AWS access segmentation is the difference between hoping for security and building it into the core. It’s the discipline of granting the minimum permissions required to do a job. No more, no less. It’s not theory. It’s how you reduce blast radius, limit human error, and stop lateral movement before it starts.
The first step is understanding the shape of your environment. Audit every role, every user, every service permission. Map out what truly needs to talk to what. Identify accounts, workloads, and data stores that should have hard boundaries. Use AWS Organizations to separate accounts. Make permissions boundaries your default, not your exception.
Identity and Access Management (IAM) is your foundation. Use IAM roles, not long-lived access keys. Scope them tightly with IAM policies. Assign policies to groups, not individuals, wherever possible. Avoid wildcards. If a service needs only s3:GetObject for a specific bucket, grant only that. Keep identities scoped to the smallest required surface area.

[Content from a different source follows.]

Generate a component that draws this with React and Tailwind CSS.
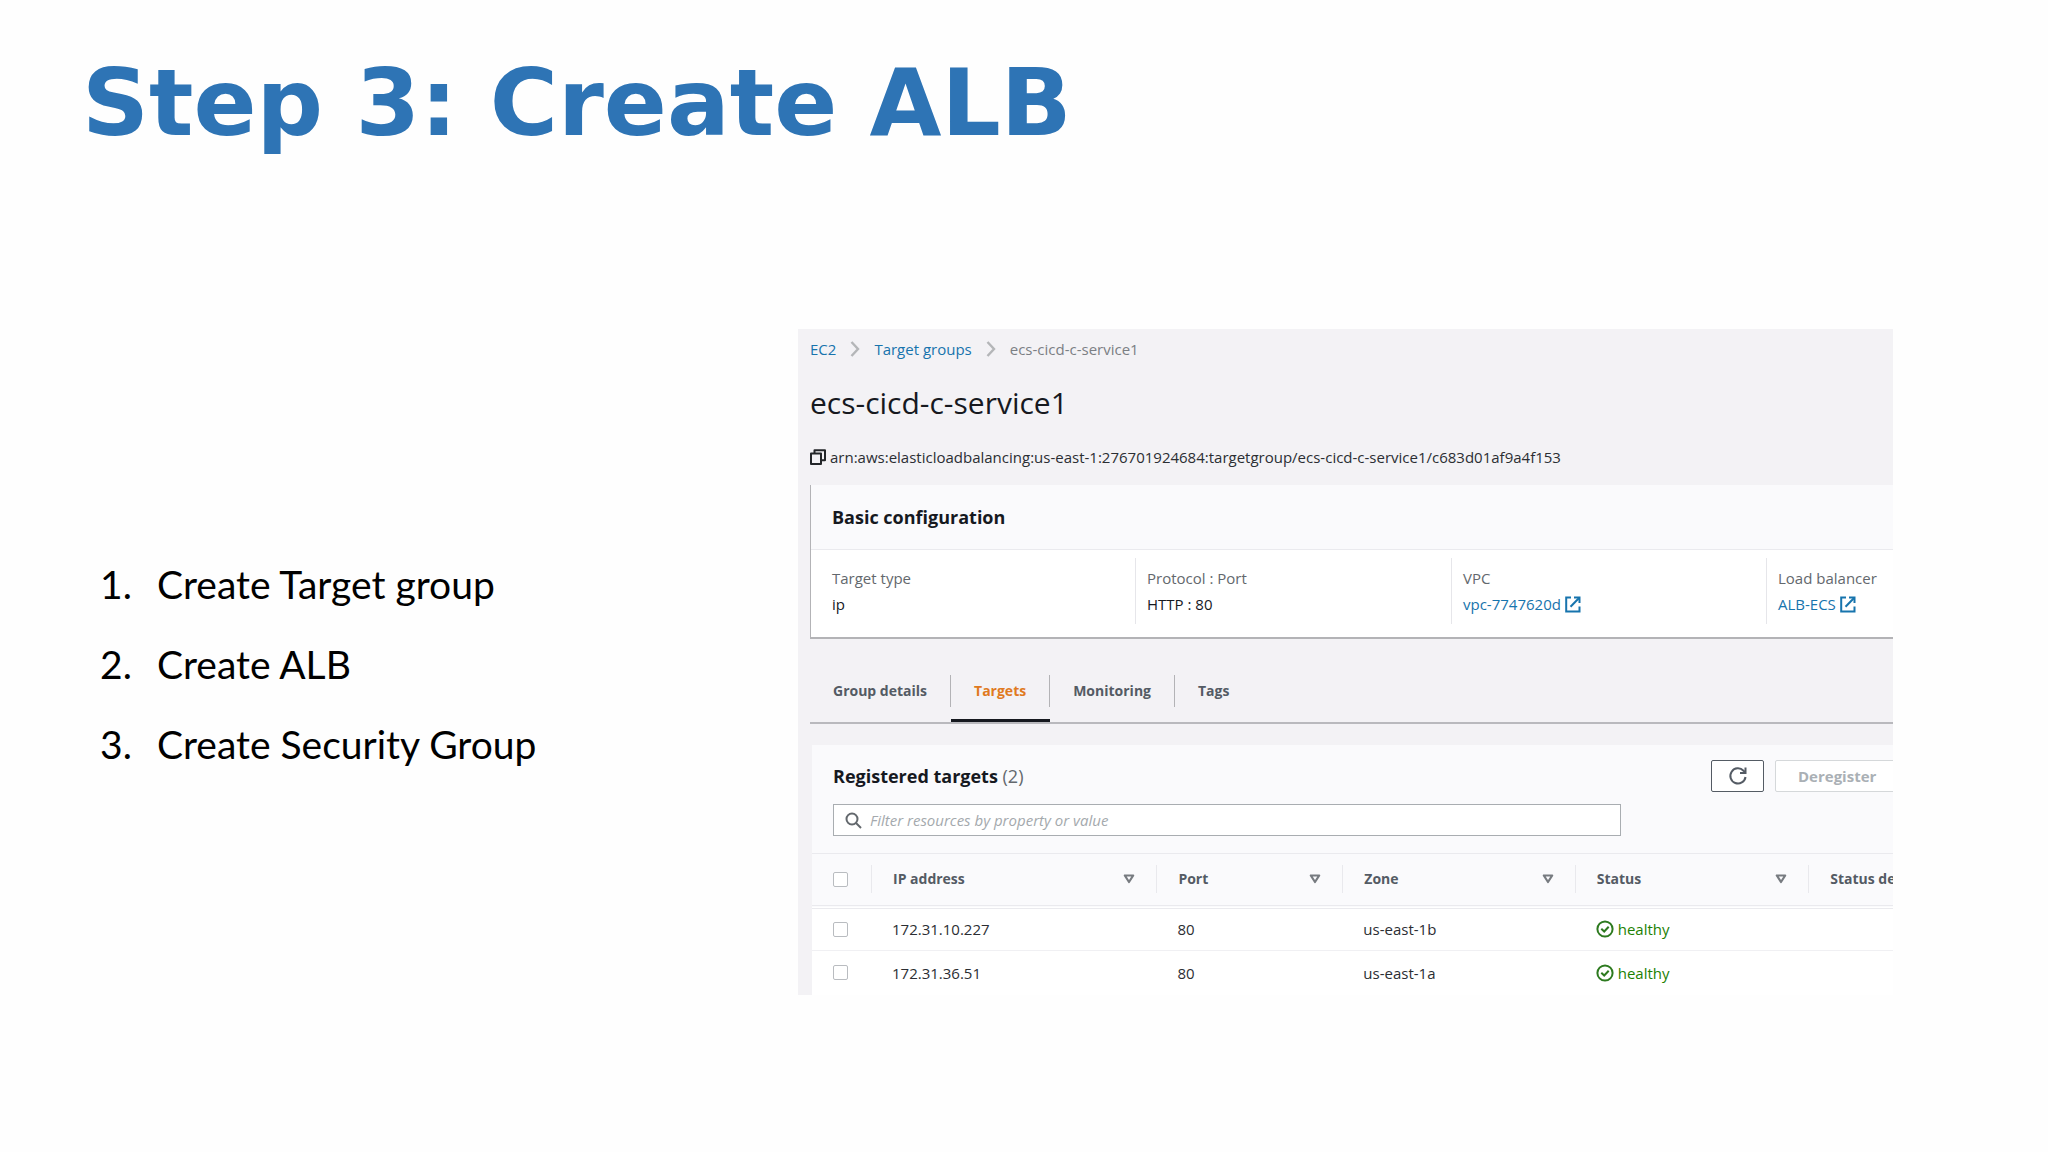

Service Control Policies (SCPs) extend control across accounts. They lock down regions, services, and API actions globally. Combine SCPs with account-level isolation so that a compromise in one account doesn’t spread to another.
Network boundaries matter. Use separate VPCs where logical. Apply security groups and NACLs that default to deny. Don’t just control who can call the API—control where they can call it from. Edge cases are where breaches live.